Pocos eventos políticos pueden ser tan dramáticos para un país que intenta consolidar su democracia como la disolución de su Congreso. Más allá de la discusión sobre la legitimidad de la medida tomada por el presidente Vizcarra, estas son situaciones limite que deben llamar a la reflexión de todos los actores involucrados para entender en qué se falló y qué se puede hacer para evitar repetirlas.
Este no parece haber sido, no obstante, el camino escogido por la mayoría. Los partidos políticos, por ejemplo, han vuelto a exhibir su debilidad institucional con procesos de elección interna deficientes, candidatos con serios cuestionamientos (este Diario encontró que 234 de ellos tenían sentencias penales y civiles), y en general una oferta electoral poco articulada.
Los partidos políticos, por supuesto, no son los únicos responsables. Las reglas vigentes mantienen los mismos vicios del sistema electoral que desde hace buen tiempo se denuncian. Llegado el momento, la anunciada reforma política que impulsó el Ejecutivo logró poco o nada. Decenas de partidos –que son poco más que su inscripción y un grupo de independientes alrededor de esta– vuelven a competir con financiamiento poco claro en una contienda de reglas improvisadas.
Además, en este ciclo, nuevamente, el número de opciones excede largamente la capacidad de atención y diligencia que puede poner un ciudadano promedio en estudiar su voto –compiten nada menos que 22 organizaciones políticas–. Más aún, las varias caras nuevas en esta contienda no hacen fácil para el elector identificar las coincidencias o discrepancias que pueda tener con los candidatos de su circunscripción.
Así las cosas, queda claro que estas elecciones no serán fáciles.

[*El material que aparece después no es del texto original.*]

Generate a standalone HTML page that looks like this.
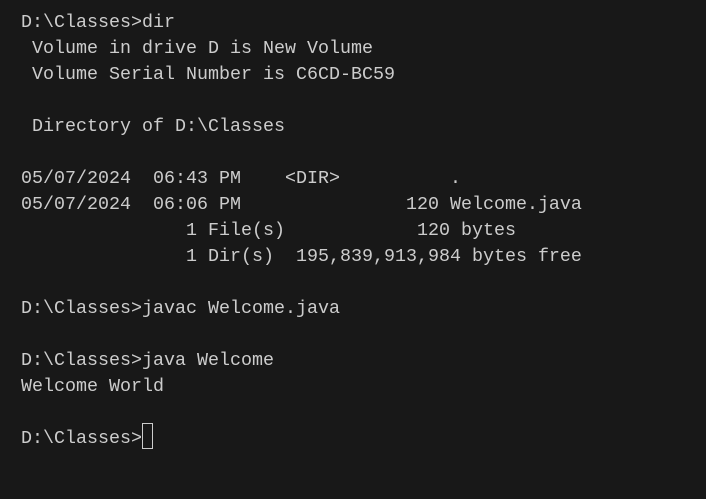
<!DOCTYPE html>
<html><head><meta charset="utf-8"><style>
html,body{margin:0;padding:0;background:#181818;width:706px;height:499px;overflow:hidden}
pre{margin:0;position:absolute;left:21px;top:10px;font-family:"Liberation Mono",monospace;font-size:18.33px;line-height:26px;color:#cccccc}
.cur{position:absolute;left:142px;top:423px;width:9px;height:24px;border:1px solid #cccccc}
</style></head><body>
<pre>D:\Classes&gt;dir
 Volume in drive D is New Volume
 Volume Serial Number is C6CD-BC59

 Directory of D:\Classes

05/07/2024  06:43 PM    &lt;DIR&gt;          .
05/07/2024  06:06 PM               120 Welcome.java
               1 File(s)            120 bytes
               1 Dir(s)  195,839,913,984 bytes free

D:\Classes&gt;javac Welcome.java

D:\Classes&gt;java Welcome
Welcome World

D:\Classes&gt;</pre>
<div class="cur"></div>
</body></html>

Pero si el resultado de las próximas elecciones congresales resulta, en efecto, poco favorable para la institucionalidad del país, la responsabilidad principal será de los propios electores. Según la encuesta de El Comercio-Ipsos publicada ayer, la mayoría de votantes (51%) todavía no tiene ninguna preferencia: el 34% responde que votará en blanco o viciado y 17% no precisa. La improvisación no queda, pues, en los partidos y en las autoridades responsables de las elecciones, sino que se extiende, firme, hacia los ciudadanos.
Este último punto es fundamental. En la mayoritaria desaprobación del último Congreso tuvieron, por supuesto, una alta cuota de culpa los propios congresistas. Sin embargo, en este trance pocos recordaron que los parlamentarios seleccionados en el 2016 no fueron elegidos al azar ni por designio divino.
Es cierto que la oferta electoral puede jugar en contra del voto responsable, y que diseños institucionales como el de la valla electoral y la cifra repartidora –aunque útiles– tienen una influencia importante en el resultado final. No obstante, a fin de cuentas, el Congreso no es más que la expresión de la voluntad popular, y cada congresista ganó su curul representando a miles de ciudadanos que pusieron en él o ella su confianza.
Si en este nuevo proceso electoral el país se encamina a tener un Congreso con las mismas limitaciones que el anterior, los responsables serán varios, pero entre ellos destacará el propio votante. Guste o no, un Congreso solo puede ser tan bueno como el compromiso de los ciudadanos en cada elección.